Weinstein reneged on this verbal contract. I had, with Weinstein’s approval, arranged for the exclusive interview to appear in Politicks six weeks before the book’s publication date. After I made this deal known to Weinstein, he allowed his agent to sell the news rights to Time without so much as telling me or Tom Morgan, editor of Politicks. The handling of this matter is now before the Ethics Committee of the Society of Authors’ Representatives at my instigation.
When I faced Weinstein with this betrayal, he offered to send me a check from his Time fee to compensate for my small Politicks payment, and said he would make amends to Politicks. Knopf is going to hate me for this, by calling a press conference in its offices, to answer any and all questions regarding Perjury. I declined the former and Morgan the latter. Weinstein thought he could cover his dishonor with a check and some publicity. He concluded by saying that he hoped he could salvage our friendship and would come up for dinner the following night. As with Navasky, he never showed.
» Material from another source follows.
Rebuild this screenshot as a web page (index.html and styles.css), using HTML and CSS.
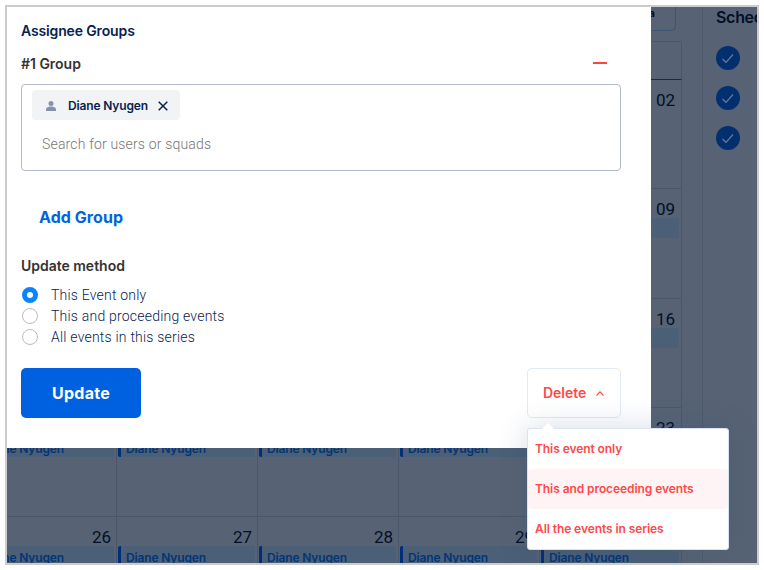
FILE: index.html
```html
<!DOCTYPE html>
<html lang="en">
<head>
<meta charset="utf-8">
<title>Schedule</title>
<link rel="stylesheet" href="styles.css">
</head>
<body>
<div class="frame">
  <div class="page">
    <main class="main">
      <div class="toolbar"><span class="tool-button">a</span></div>
      <div class="calendar">
        <div class="head"></div><div class="head"></div><div class="head"></div><div class="head"></div><div class="head"></div>
        <div class="day"></div><div class="day"></div><div class="day"></div><div class="day"></div><div class="day"><span class="date">02</span></div>
        <div class="day"></div><div class="day"></div><div class="day"></div><div class="day"></div><div class="day"><span class="date">09</span><div class="event"></div></div>
        <div class="day"></div><div class="day"></div><div class="day"></div><div class="day"></div><div class="day"><span class="date">16</span><div class="event"></div></div>
        <div class="day"><div class="date"></div><div class="event">Diane Nyugen</div></div>
        <div class="day"><div class="date"></div><div class="event">Diane Nyugen</div></div>
        <div class="day"><div class="date"></div><div class="event">Diane Nyugen</div></div>
        <div class="day"><div class="date"></div><div class="event">Diane Nyugen</div></div>
        <div class="day"><span class="date">23</span><div class="event"></div></div>
        <div class="day"><span class="date">26</span><div class="event">Diane Nyugen</div></div>
        <div class="day"><span class="date">27</span><div class="event">Diane Nyugen</div></div>
        <div class="day"><span class="date">28</span><div class="event">Diane Nyugen</div></div>
        <div class="day"><span class="date">29</span><div class="event">Diane Nyugen</div></div>
        <div class="day"><div class="date"></div><div class="event">Diane Nyugen</div></div>
      </div>
    </main>
    <aside class="sidebar">
      <h2 class="sidebar-title">Schedules</h2>
      <svg class="check" viewBox="0 0 24 24"><circle cx="12" cy="12" r="12"/><path d="M6.5 13 10 16.3 17 8.5"/></svg>
      <svg class="check" viewBox="0 0 24 24"><circle cx="12" cy="12" r="12"/><path d="M6.5 13 10 16.3 17 8.5"/></svg>
      <svg class="check" viewBox="0 0 24 24"><circle cx="12" cy="12" r="12"/><path d="M6.5 13 10 16.3 17 8.5"/></svg>
    </aside>
  </div>

  <section class="modal">
    <h1 class="title">Assignee Groups</h1>
    <div class="group-head"><h2 class="label">#1 Group</h2><span class="minus"></span></div>
    <div class="picker">
      <div class="chip">
        <svg class="person" viewBox="0 0 10 10"><circle cx="5" cy="2.6" r="2.5"/><path d="M0 10V8.6C0 6.7 2 5.6 5 5.6s5 1.1 5 3V10Z"/></svg>
        <span>Diane Nyugen</span>
        <svg class="close" viewBox="0 0 10 10"><path d="M.7.7l8.6 8.6M9.3.7.7 9.3"/></svg>
      </div>
      <div class="search">Search for users or squads</div>
    </div>
    <div class="add">Add Group</div>
    <h2 class="label method">Update method</h2>
    <div class="options">
      <div class="option"><span class="radio on"></span><span>This Event only</span></div>
      <div class="option"><span class="radio"></span><span>This and proceeding events</span></div>
      <div class="option"><span class="radio"></span><span>All events in this series</span></div>
    </div>
    <div class="actions">
      <div class="update">Update</div>
      <div class="delete"><span>Delete</span><svg class="caret" viewBox="0 0 8 5"><path d="M.5 4.5 4 .9l3.5 3.6"/></svg>
        <div class="menu">
          <div class="item">This event only</div>
          <div class="item active">This and proceeding events</div>
          <div class="item">All the events in series</div>
        </div>
      </div>
    </div>
  </section>
</div>
</body>
</html>
```

FILE: styles.css
```css
* { box-sizing: border-box; }
body {
  margin: 0;
  padding: 5px;
  background: #fff;
  font-family: Inter, "Liberation Sans", sans-serif;
}
h1, h2 { margin: 0; }
svg { display: block; flex: none; }
.frame {
  position: relative;
  width: 754px;
  height: 560px;
  border: 2px solid #ccc;
  overflow: hidden;
}

/* dimmed page */
.page {
  display: flex;
  height: 100%;
  background: #576374;
  color: #020f28;
}
.main {
  flex: none;
  width: 696px;
  padding-right: 21px;
  border-right: 1px solid #4e5b6d;
  overflow: hidden;
}
.toolbar { display: flex; justify-content: flex-end; height: 34px; padding-right: 5px; }
.tool-button {
  display: flex;
  justify-content: flex-end;
  width: 90px;
  height: 24px;
  padding: 0 20px 0 0;
  border: 1px solid #3d5577;
  border-top: 0;
  border-radius: 0 0 5px 5px;
  font-size: 11px;
  font-weight: 700;
  line-height: 12px;
}
.calendar {
  display: grid;
  grid-template-columns: 110px 141px 141px 141px 142px;
  grid-template-rows: 38px 109px 110px 109px 109px 110px;
  border-top: 1px solid #4a576a;
}
.head { border-bottom: 1px solid #02306f; }
.head:nth-child(5) { border-right: 1px solid #4a576a; }
.day {
  border-right: 1px solid #4a576a;
  border-bottom: 1px solid #4a576a;
  overflow: hidden;
}
.date {
  display: block;
  height: 29px;
  padding: 10px 5px 0 0;
  font: 400 17px/20px Roboto, sans-serif;
  text-align: right;
}
.day:nth-child(5n) .date { padding-right: 6px; }
.event {
  height: 20px;
  margin: 0 2px 0 1px;
  padding-left: 5px;
  border-left: 3px solid #002f78;
  border-radius: 2px;
  background: #4b5f76;
  color: #023576;
  font-size: 12px;
  font-weight: 600;
  line-height: 24px;
  letter-spacing: -.15px;
  white-space: nowrap;
  overflow: hidden;
}
.day:nth-child(5n+1) .event { margin-left: -31px; }
.sidebar { padding: 0 0 0 13px; }
.sidebar-title {
  height: 39px;
  font-size: 16px;
  font-weight: 600;
  line-height: 20px;
  letter-spacing: -.3px;
}
.check { width: 24px; height: 24px; margin-bottom: 16px; }
.check circle { fill: #012f70; }
.check path { fill: none; stroke: #687c95; stroke-width: 1.2; }

/* modal */
.modal {
  position: absolute;
  left: 0;
  top: 0;
  width: 644px;
  height: 441px;
  padding: 14px 30px 0 14px;
  background: #fff;
  color: #06234f;
}
.title { font-size: 14px; font-weight: 600; line-height: 20px; letter-spacing: -.14px; }
.label { color: #333; font-size: 14px; font-weight: 600; line-height: 20px; letter-spacing: -.02px; }
.group-head { display: flex; justify-content: space-between; align-items: center; margin-top: 13px; padding-right: 14px; }
.minus { width: 14px; height: 2px; margin-top: -3px; background: #ff4343; }
.picker {
  height: 87px;
  margin-top: 10px;
  padding: 5px 10px;
  border: 1px solid #b1bacb;
  border-radius: 4px;
}
.chip {
  display: flex;
  align-items: center;
  width: 148px;
  height: 30px;
  padding-left: 14px;
  border-radius: 4px;
  background: #f2f3f5;
  font-size: 12px;
  font-weight: 600;
  letter-spacing: -.15px;
}
.chip span { width: 80px; margin: 0 10px 0 12px; white-space: nowrap; }
.person { width: 10px; height: 10px; margin-top: 1px; fill: #8493ab; }
.close { width: 10px; height: 10px; margin-top: 2px; fill: none; stroke: #06234f; stroke-width: 1.5; }
.search { padding: 14px 10px; color: #767676; font: 300 14px/20px Roboto, sans-serif; letter-spacing: .17px; }
.add {
  margin: 35px 0 0 18px;
  color: #0064e1;
  font-size: 16px;
  font-weight: 700;
  line-height: 22px;
  letter-spacing: .06px;
}
.method { margin-top: 28px; }
.options { margin-top: 8px; }
.option {
  display: flex;
  align-items: center;
  gap: 13px;
  height: 21px;
  padding-left: 1px;
  font: 300 14px/20px Roboto, sans-serif;
  letter-spacing: .21px;
}
.radio { width: 16px; height: 16px; border: 1px solid #bdbdbd; border-radius: 50%; }
.radio.on { border: 5px solid #0a84ff; }
.actions { display: flex; justify-content: space-between; margin-top: 21px; }
.update, .delete { display: flex; align-items: center; height: 50px; border-radius: 5px; }
.update {
  justify-content: center;
  width: 120px;
  background: #0061e0;
  color: #fff;
  font-size: 16px;
  font-weight: 700;
  letter-spacing: .3px;
}
.delete {
  position: relative;
  gap: 10px;
  width: 94px;
  padding-left: 15px;
  border: 1px solid #e2eaf5;
  color: #ff4848;
  font-size: 14px;
  font-weight: 600;
}
.delete > span { width: 43px; margin-top: -2px; letter-spacing: -.02px; }
.caret { width: 8px; height: 5px; margin-top: 1px; fill: none; stroke: #ff4848; stroke-width: 1.1; }
.menu {
  position: absolute;
  left: -1px;
  top: 59px;
  width: 202px;
  height: 122px;
  border: 1px solid #dae3ef;
  border-radius: 3px;
  background: #fff;
  box-shadow: 0 0 30px rgba(40, 75, 115, .2);
}
.menu::before {
  content: "";
  position: absolute;
  left: 14px;
  top: -6px;
  border: 6px solid transparent;
  border-top: 0;
  border-bottom-color: #fff;
}
.item { height: 40px; padding-left: 7px; border-radius: 3px; font-size: 12px; line-height: 40px; letter-spacing: -.08px; }
.item.active { background: #fff4f5; }
```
And so I come back to my original question. Can such a man write honest history? I’m not sure. Navasky demonstrated that Weinstein has fiddled with evidence, overstated facts, and covered up ambiguities in order to fit his view of the case. I see certain parallels in Weinstein’s personal behavior. And so I would not be surprised if the character that broke promises both to Navasky and me, when it suited his purposes, also betrayed history in Perjury, where it suited his purposes.